The Nova Scotia man who started an online petition against the proposed power rate hike says he's overwhelmed with the public's response but disappointed the provincial government has ignored it.

Archie Stewart, of Port Hawkesbury, launched the petition the same week Nova Scotia Power announced it had applied to increase the price of electricity by three per cent in each of the next two years for its residential customers.

As of Tuesday evening, more than 24,000 people had signed Stewart's online petition.

"It's become an obsession with me," he told CBC News.

"I am surprised and elated, actually, as to what's happening."

Stewart said he wants the members of the Utility and Review Board — who will evaluate the utility's application — to know how Nova Scotians feel about the proposed increases.
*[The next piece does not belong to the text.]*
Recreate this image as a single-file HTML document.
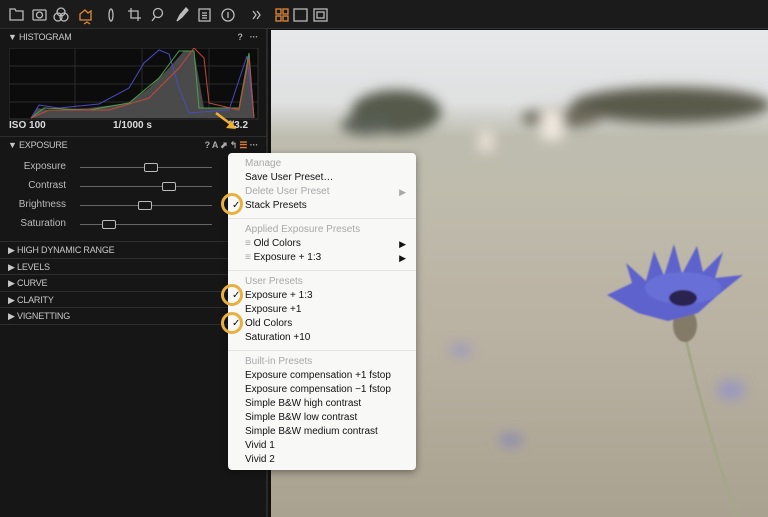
<!DOCTYPE html>
<html><head><style>
*{margin:0;padding:0;box-sizing:border-box}
body{width:768px;height:517px;overflow:hidden;background:#111;font-family:"Liberation Sans",sans-serif;position:relative}
.abs{position:absolute}
.top{left:0;top:0;width:768px;height:29px;background:#1b1b1b;border-bottom:1px solid #333}
.panel{left:0;top:29px;width:268px;height:488px;background:#161616;border-right:2px solid #2a2a2a}
.hdr{position:absolute;left:0;width:266px;height:16px;color:#c8c8c8;font-size:9px;letter-spacing:-.2px;border-top:1px solid #2d2d2d;line-height:16px;padding-left:8px}
.hdr .ic{position:absolute;right:8px;top:0;color:#aaa;font-size:9px;font-weight:bold}
.lbl{position:absolute;color:#bbb;font-size:10px;text-align:right;width:66px;left:0}
.sl{position:absolute;left:80px;width:132px;height:1px;background:#666}
.knob{position:absolute;width:14px;height:9px;border:1px solid #bbb;border-radius:2px;top:-4px;background:#161616}
.menu{left:228px;top:153px;width:188px;height:317px;background:#f8f8f7;border-radius:4px;box-shadow:0 2px 8px rgba(0,0,0,.4);font-size:10px;color:#111}
.mi{position:absolute;left:17px;line-height:14px;white-space:nowrap}
.g{color:#a8a8a8}
.sep{position:absolute;left:0;width:188px;height:1px;background:#e2e2e2}
.arr{position:absolute;right:10px;font-size:9px}
.ring{position:absolute;width:22px;height:22px;border:3px solid #e8b040;border-radius:50%}
</style></head><body>
<div class="abs top">
<svg width="360" height="29" style="position:absolute;left:0;top:0" fill="none" stroke="#bbb" stroke-width="1.3">
<path d="M10 9h5l1 2h7v9H10z"/>
<rect x="33" y="10" width="13" height="10" rx="1"/><circle cx="39.5" cy="15" r="3"/>
<circle cx="61" cy="12" r="4"/><circle cx="58" cy="17" r="4"/><circle cx="64" cy="17" r="4"/>
<path d="M80 20v-6l5-4 3 3 3-2v9z" stroke="#e08a3a"/><path d="M84 24l3-2 3 2" stroke="#e08a3a"/>
<ellipse cx="111" cy="15" rx="2" ry="6"/>
<path d="M131 8v10h10M128 11h10v10"/>
<circle cx="158" cy="13" r="4.5"/><path d="M155 17l-3 4"/>
<path d="M177 21l3-6 6-7 2 2-6 7z" fill="#bbb"/>
<rect x="199" y="9" width="11" height="12"/><path d="M202 13h5M202 15.5h5M202 18h5"/>
<circle cx="228" cy="15" r="6"/><path d="M228 12v6"/>
<path d="M253 11l3 4-3 4M257 11l3 4-3 4"/>
<rect x="276" y="9" width="5" height="5" stroke="#e08a3a"/><rect x="283" y="9" width="5" height="5" stroke="#e08a3a"/><rect x="276" y="16" width="5" height="5" stroke="#e08a3a"/><rect x="283" y="16" width="5" height="5" stroke="#e08a3a"/>
<rect x="294" y="9" width="13" height="12"/><rect x="314" y="9" width="13" height="12"/><rect x="317" y="12" width="7" height="6"/>
</svg>
</div>
<div class="abs panel">
<div class="hdr" style="top:-1px">▼ HISTOGRAM<span class="ic">?&nbsp;&nbsp; ···</span></div>
<svg width="250" height="72" style="position:absolute;left:9px;top:19px">
<rect x="0" y="0" width="249" height="71" fill="#0c0c0c" stroke="#333"/>
<path d="M66 0v71M133 0v71M200 0v71M0 18h249M0 36h249M0 54h249" stroke="#2a2a2a"/>
<path d="M22 70L28 60 40 62 80 60 120 55 140 40 160 20 175 3 185 3 195 60 230 60 240 5 245 70z" fill="#4a4a4a"/>
<path d="M22 70L30 57 50 60 90 56 120 40 135 15 150 2 160 6 170 40 180 65 220 62 238 8 245 70" stroke="#4a4ac0" fill="none"/>
<path d="M22 70L35 60 80 62 120 55 150 30 170 3 185 3 190 60 230 60 240 5 245 70" stroke="#4aa04a" fill="none"/>
<path d="M22 70L40 62 100 62 140 50 170 20 185 0 195 10 200 55 230 62 240 10 245 70" stroke="#c04a3a" fill="none"/>
</svg>
<div style="position:absolute;top:91px;left:9px;color:#ddd;font-size:10px;font-weight:bold">ISO 100</div>
<div style="position:absolute;top:91px;left:113px;color:#ddd;font-size:10px;font-weight:bold">1/1000 s</div>
<div style="position:absolute;top:91px;left:228px;color:#ddd;font-size:10px;font-weight:bold">f/3.2</div>
<svg width="30" height="20" style="position:absolute;left:214px;top:82px"><path d="M2 2l16 12" stroke="#f0b030" stroke-width="2.5"/><path d="M22 18l-10-1 6-7z" fill="#f0b030"/></svg>
<div class="hdr" style="top:107px">▼ EXPOSURE<span class="ic">? A ⬈ ↰ <b style="color:#e07a30">☰</b> ···</span></div>
<div class="lbl" style="top:132px">Exposure</div><div class="sl" style="top:138px"><div class="knob" style="left:64px"></div></div>
<div class="lbl" style="top:151px">Contrast</div><div class="sl" style="top:157px"><div class="knob" style="left:82px"></div></div>
<div class="lbl" style="top:170px">Brightness</div><div class="sl" style="top:176px"><div class="knob" style="left:58px"></div></div>
<div class="lbl" style="top:189px">Saturation</div><div class="sl" style="top:195px"><div class="knob" style="left:22px"></div></div>
<div class="hdr" style="top:212px">▶ HIGH DYNAMIC RANGE<span class="ic">? A ⬈</span></div>
<div class="hdr" style="top:229px">▶ LEVELS<span class="ic">? A ⬈</span></div>
<div class="hdr" style="top:245px">▶ CURVE<span class="ic">? ⬈</span></div>
<div class="hdr" style="top:262px">▶ CLARITY<span class="ic">? ⬈</span></div>
<div class="hdr" style="top:278px">▶ VIGNETTING<span class="ic">? ⬈</span></div>
<div style="position:absolute;top:295px;left:0;width:266px;height:1px;background:#2d2d2d"></div>
</div>
<svg class="abs" style="left:271px;top:30px" width="497" height="487">
<defs>
<linearGradient id="bg" x1="0" y1="0" x2="0" y2="1">
<stop offset="0" stop-color="#e6e8ea"/><stop offset=".15" stop-color="#dfe0e0"/><stop offset=".22" stop-color="#bdbcae"/><stop offset=".32" stop-color="#bfbcad"/><stop offset=".6" stop-color="#bab2a3"/><stop offset="1" stop-color="#aaa290"/></linearGradient>
<filter id="b"><feGaussianBlur stdDeviation="6"/></filter>
<filter id="b2"><feGaussianBlur stdDeviation="0.8"/></filter>
</defs>
<rect width="497" height="487" fill="url(#bg)"/>
<g filter="url(#b)">
<ellipse cx="125" cy="82" rx="45" ry="22" fill="#555a4c"/>
<ellipse cx="95" cy="95" rx="25" ry="10" fill="#5a5e55"/>
<ellipse cx="400" cy="75" rx="100" ry="18" fill="#5a5a4c"/>
<ellipse cx="290" cy="88" rx="40" ry="10" fill="#6e6b5c"/>
<rect x="207" y="100" width="16" height="22" fill="#e6ddd3"/>
<rect x="270" y="80" width="22" height="30" fill="#efe8de"/>
<ellipse cx="240" cy="410" rx="12" ry="6" fill="#8a88b4"/>
<ellipse cx="190" cy="320" rx="10" ry="6" fill="#9a98c0"/>
<ellipse cx="460" cy="360" rx="14" ry="10" fill="#9a98c0"/>
</g>
<path d="M414 305q20 90 52 182" stroke="#a4a888" stroke-width="3" fill="none"/>
<g filter="url(#b2)">
<ellipse cx="414" cy="295" rx="12" ry="17" fill="#847a68"/>
<path d="M336 265l25-12 -6-20 20 18 8-30 10 25 10-32 8 30 15-28 6 26 20-20 -8 26 28-3 -25 20 -20 18 -30 8 -30 -8z" fill="#5d62cc"/>
<ellipse cx="412" cy="258" rx="38" ry="16" fill="#6870d8"/>
<ellipse cx="412" cy="268" rx="14" ry="8" fill="#2a2450"/>
</g>
</svg>
<div class="abs menu">
<div class="mi g" style="top:4px">Manage</div>
<div class="mi" style="top:18px">Save User Preset…</div>
<div class="mi g" style="top:32px">Delete User Preset</div><div class="arr g" style="top:34px">▶</div>
<div class="mi" style="top:46px">Stack Presets</div><div class="mi" style="left:4px;top:46px">✓</div>
<div class="sep" style="top:65px"></div>
<div class="mi g" style="top:70px">Applied Exposure Presets</div>
<div class="mi" style="top:84px"><span class="g">≡</span> Old Colors</div><div class="arr" style="top:86px">▶</div>
<div class="mi" style="top:98px"><span class="g">≡</span> Exposure + 1:3</div><div class="arr" style="top:100px">▶</div>
<div class="sep" style="top:117px"></div>
<div class="mi g" style="top:122px">User Presets</div>
<div class="mi" style="top:136px">Exposure + 1:3</div><div class="mi" style="left:4px;top:136px">✓</div>
<div class="mi" style="top:150px">Exposure +1</div>
<div class="mi" style="top:164px">Old Colors</div><div class="mi" style="left:4px;top:164px">✓</div>
<div class="mi" style="top:178px">Saturation +10</div>
<div class="sep" style="top:197px"></div>
<div class="mi g" style="top:202px">Built-in Presets</div>
<div class="mi" style="top:216px">Exposure compensation +1 fstop</div>
<div class="mi" style="top:230px">Exposure compensation −1 fstop</div>
<div class="mi" style="top:244px">Simple B&amp;W high contrast</div>
<div class="mi" style="top:258px">Simple B&amp;W low contrast</div>
<div class="mi" style="top:272px">Simple B&amp;W medium contrast</div>
<div class="mi" style="top:286px">Vivid 1</div>
<div class="mi" style="top:300px">Vivid 2</div>
</div>
<div class="ring" style="left:221px;top:193px"></div>
<div class="ring" style="left:221px;top:284px"></div>
<div class="ring" style="left:221px;top:312px"></div>
</body></html>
He's hoping the petition will have as many as 60,000 names on it by the time it's presented as evidence at the public hearing in September.

Despite the public's response, Stewart said the provincial government has all but ignored the public outcry.

"They want to stick their heads in the sand and pretend they're a bunch of ostriches," he said.

"When they haul their heads out of the sand, we're going to be standing there waiting for them and this time, we're going to have an axe in our hand."

Stewart said he plans to take some of the comments made on his online petition and present it to the Utility and Review Board.

"It is ridiculous for us people who have low incomes to have to pay for the high administrators' paycheques," wrote one person.

Another person wrote: "As an 89-year-old pensioner, my choice next winter will be to freeze or starve."

Paul Landriault, who lives in Stewart's Port Hawkesbury neighbourhood, said everyone should have to bear the cost of tough times — including Nova Scotia Power's shareholders.

"We already pay our share of increased fuel costs and the results of the bad economy and high oil prices," he told CBC News.

"Their shareholders should have to take a loss when that happens to them, they shouldn't be able to pass it on to the consumer."